US: How Nightlife Is Healing My Queer Wounds

“Living as a queer person of color post-Pulse after this election brought forth some of the hardest times I’ve ever faced.”

It felt like a movie. The space was taken over by the children, club kids in outfits a commoner might think were lifted from The Hunger Games. The tea is The Hunger Games got their looks from the kids. It was a mix of the club kids hosting the event, the gays who attended, and the unknowing straight hotel visitors who happened upon the party.

And it was a party. This was the debut of “On Top,” thrown by legendary nightlife hostess Susan Bartsch, then in collaboration with nightlife king Kayvon Zand. The venue was The Standard hotel. Not the one in the East Village. The one people care about-- the the one in Meatpacking. The Standard has the Boom Boom Room, a Great Gatsby meets 2050 kind of space. It has Le Bain, a red lit dance floor with a glamorous disco ball and a hot tub in the middle of the dance floor. It has the Rooftop, featuring 360° views of New York City, the city that never sleeps.

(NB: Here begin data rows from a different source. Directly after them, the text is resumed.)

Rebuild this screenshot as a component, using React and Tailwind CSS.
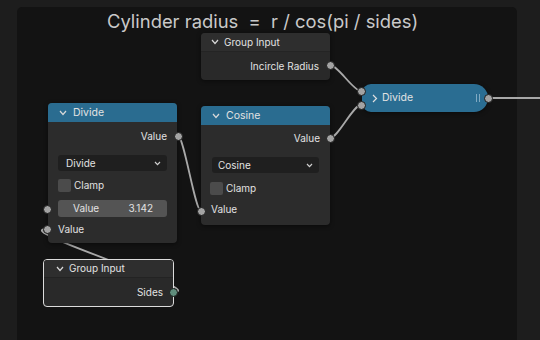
import React from "react";

function ChevronDown() {
  return (
    <svg width="8" height="6" viewBox="0 0 8 6" className="shrink-0">
      <polyline points="1,1 4,4.5 7,1" fill="none" stroke="#d8d8d8" strokeWidth="1.2" />
    </svg>
  );
}

function SmallChevron() {
  return (
    <svg width="7" height="5" viewBox="0 0 7 5" className="shrink-0">
      <polyline points="1,1 3.5,3.6 6,1" fill="none" stroke="#cfcfcf" strokeWidth="1.2" />
    </svg>
  );
}

function Socket({ className, green }) {
  return (
    <span
      className={
        "absolute w-[9px] h-[9px] -ml-[4.5px] -mt-[4.5px] rounded-full border border-[#1b1b1b] " +
        (green ? "bg-[#5f8d7c] " : "bg-[#a3a3a3] ") +
        className
      }
    />
  );
}

export default function App() {
  return (
    <div className="relative w-[540px] h-[340px] overflow-hidden bg-[#1d1d1d] pl-[17px] pt-[7px] font-[Inter,'Liberation_Sans',sans-serif] text-[#e2e2e2]">
      {/* frame */}
      <div className="w-[500px] h-[333px] bg-[#131313] rounded-t-[5px] pl-[90px] pt-[5px]">
        <div className="text-[18.4px] leading-[19px] text-[#c9c9c9] whitespace-pre">
          {"Cylinder radius  =  r / cos(pi / sides)"}
        </div>
      </div>

      {/* links */}
      <svg className="absolute left-0 top-0" width="540" height="340" viewBox="0 0 540 340">
        <g fill="none" stroke="#a8a8a8" strokeWidth="1.8" strokeLinecap="round">
          <path d="M330,65 C338,65 353,91 361,91" />
          <path d="M330,138 C338,138 353,105 361,105" />
          <path d="M178,136 C184,136 195,211 201,211" />
          <path d="M173,292 C213,292 7,229 47,229" />
          <path d="M488,98 L545,98" />
        </g>
      </svg>

      {/* Group Input (top) */}
      <div className="absolute left-[201px] top-[33px] w-[129px] h-[47px] rounded-[4px] bg-[#292929] flex flex-col overflow-hidden shadow-[0_1px_4px_rgba(0,0,0,0.5)]">
        <div className="h-[19px] bg-[#2e2e2e] border-b border-[#242424] flex items-center pl-[10px] gap-[5px] text-[10px]">
          <ChevronDown />
          <span>Group Input</span>
        </div>
        <div className="flex-1 flex items-center justify-end pr-[11px] text-[10px]">Incircle Radius</div>
      </div>
      <Socket className="left-[330px] top-[65px]" />

      {/* Divide collapsed */}
      <div className="absolute left-[362px] top-[84px] w-[126px] h-[28px] rounded-l-[9px] rounded-r-[14px] bg-[#2a6d92] flex items-center pl-[10px] pr-[8px] text-[10.5px] shadow-[0_1px_4px_rgba(0,0,0,0.5)]">
        <svg width="6" height="9" viewBox="0 0 6 9" className="shrink-0">
          <polyline points="1,1 4.5,4.5 1,8" fill="none" stroke="#e0e0e0" strokeWidth="1.2" />
        </svg>
        <span className="ml-[4px]">Divide</span>
        <span className="ml-auto flex gap-[2px]">
          <span className="w-[1px] h-[8px] bg-[#7fa9c2]" />
          <span className="w-[1px] h-[8px] bg-[#7fa9c2]" />
        </span>
      </div>
      <Socket className="left-[361px] top-[91px]" />
      <Socket className="left-[361px] top-[105px]" />
      <Socket className="left-[488px] top-[98px]" />

      {/* Divide node */}
      <div className="absolute left-[48px] top-[103px] w-[129px] h-[140px] rounded-[4px] bg-[#2c2c2c] flex flex-col overflow-hidden shadow-[0_1px_4px_rgba(0,0,0,0.5)] text-[10px]">
        <div className="h-[19px] bg-[#2a6c90] flex items-center pl-[11px] gap-[6px] text-[10.5px]">
          <ChevronDown />
          <span>Divide</span>
        </div>
        <div className="h-[28px] flex items-center justify-end pr-[10px] pt-[1px]">Value</div>
        <div className="h-[5px]" />
        <div className="mx-[10px] h-[16px] rounded-[3px] bg-[#1f1f1f] flex items-center pl-[8px] pr-[6px]">
          <span>Divide</span>
          <span className="ml-auto"><SmallChevron /></span>
        </div>
        <div className="h-[8px]" />
        <div className="mx-[10px] h-[13px] flex items-center gap-[3px]">
          <span className="w-[13px] h-[13px] rounded-[2px] bg-[#4b4b4b]" />
          <span>Clamp</span>
        </div>
        <div className="h-[8px]" />
        <div className="mx-[10px] h-[17px] rounded-[3px] bg-[#545454] flex items-center pl-[15px] pr-[14px]">
          <span>Value</span>
          <span className="ml-auto">3.142</span>
        </div>
        <div className="h-[20px] flex items-center pl-[10px] pt-[4px]">Value</div>
      </div>
      <Socket className="left-[178px] top-[136px]" />
      <Socket className="left-[47px] top-[209px]" />
      <Socket className="left-[47px] top-[229px]" />

      {/* Cosine node */}
      <div className="absolute left-[201px] top-[106px] w-[129px] h-[119px] rounded-[4px] bg-[#2c2c2c] flex flex-col overflow-hidden shadow-[0_1px_4px_rgba(0,0,0,0.5)] text-[10px]">
        <div className="h-[19px] bg-[#2a6c90] flex items-center pl-[11px] gap-[6px] text-[10.5px]">
          <ChevronDown />
          <span>Cosine</span>
        </div>
        <div className="h-[26px] flex items-center justify-end pr-[10px]">Value</div>
        <div className="h-[6px]" />
        <div className="mx-[11px] h-[16px] rounded-[3px] bg-[#1f1f1f] flex items-center pl-[6px] pr-[6px]">
          <span>Cosine</span>
          <span className="ml-auto"><SmallChevron /></span>
        </div>
        <div className="h-[9px]" />
        <div className="ml-[9px] h-[13px] flex items-center gap-[3px]">
          <span className="w-[13px] h-[13px] rounded-[2px] bg-[#4b4b4b]" />
          <span>Clamp</span>
        </div>
        <div className="h-[22px] flex items-center pl-[10px] pt-[6px]">Value</div>
      </div>
      <Socket className="left-[330px] top-[138px]" />
      <Socket className="left-[201px] top-[211px]" />

      {/* Group Input (bottom, selected) */}
      <div className="absolute left-[43px] top-[259px] w-[131px] h-[48px] rounded-[4px] bg-[#292929] border border-[#dcdcdc] flex flex-col overflow-hidden text-[10px]">
        <div className="h-[18px] bg-[#2e2e2e] border-b border-[#232323] flex items-center pl-[12px] gap-[5px]">
          <ChevronDown />
          <span>Group Input</span>
        </div>
        <div className="flex-1 flex items-center justify-end pr-[10px]">Sides</div>
      </div>
      <Socket className="left-[173px] top-[292px]" green />
    </div>
  );
}
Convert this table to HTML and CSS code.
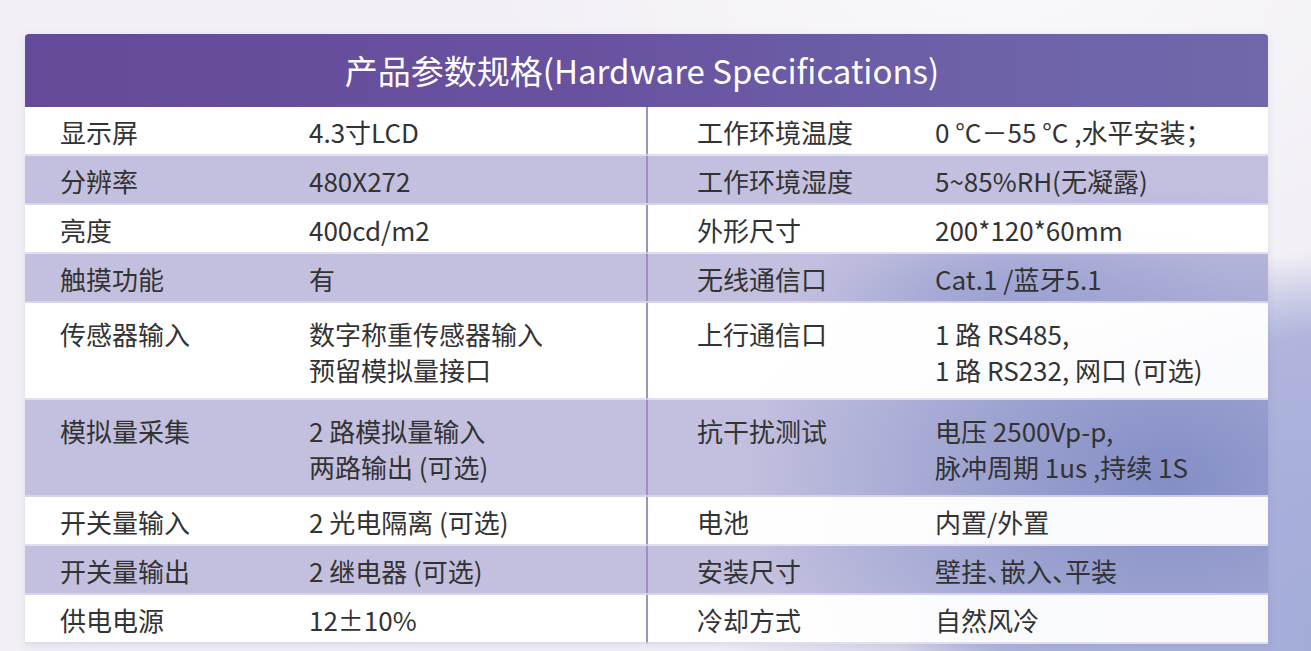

It may have been Tuesday, but the crowd danced like it was a Friday. Nightlife protege Domonique Echeverria was decked out in a gold sequin gown she sewed herself. She jumped in the jacuzzi, still in her gown, her dress falling down exposing her breasts, with a champagne bottle in hand spraying bubbles on partiers in the splash zone. I stood in awe, transfixed by the lights and the music. This was the queer space I had been looking for all my life.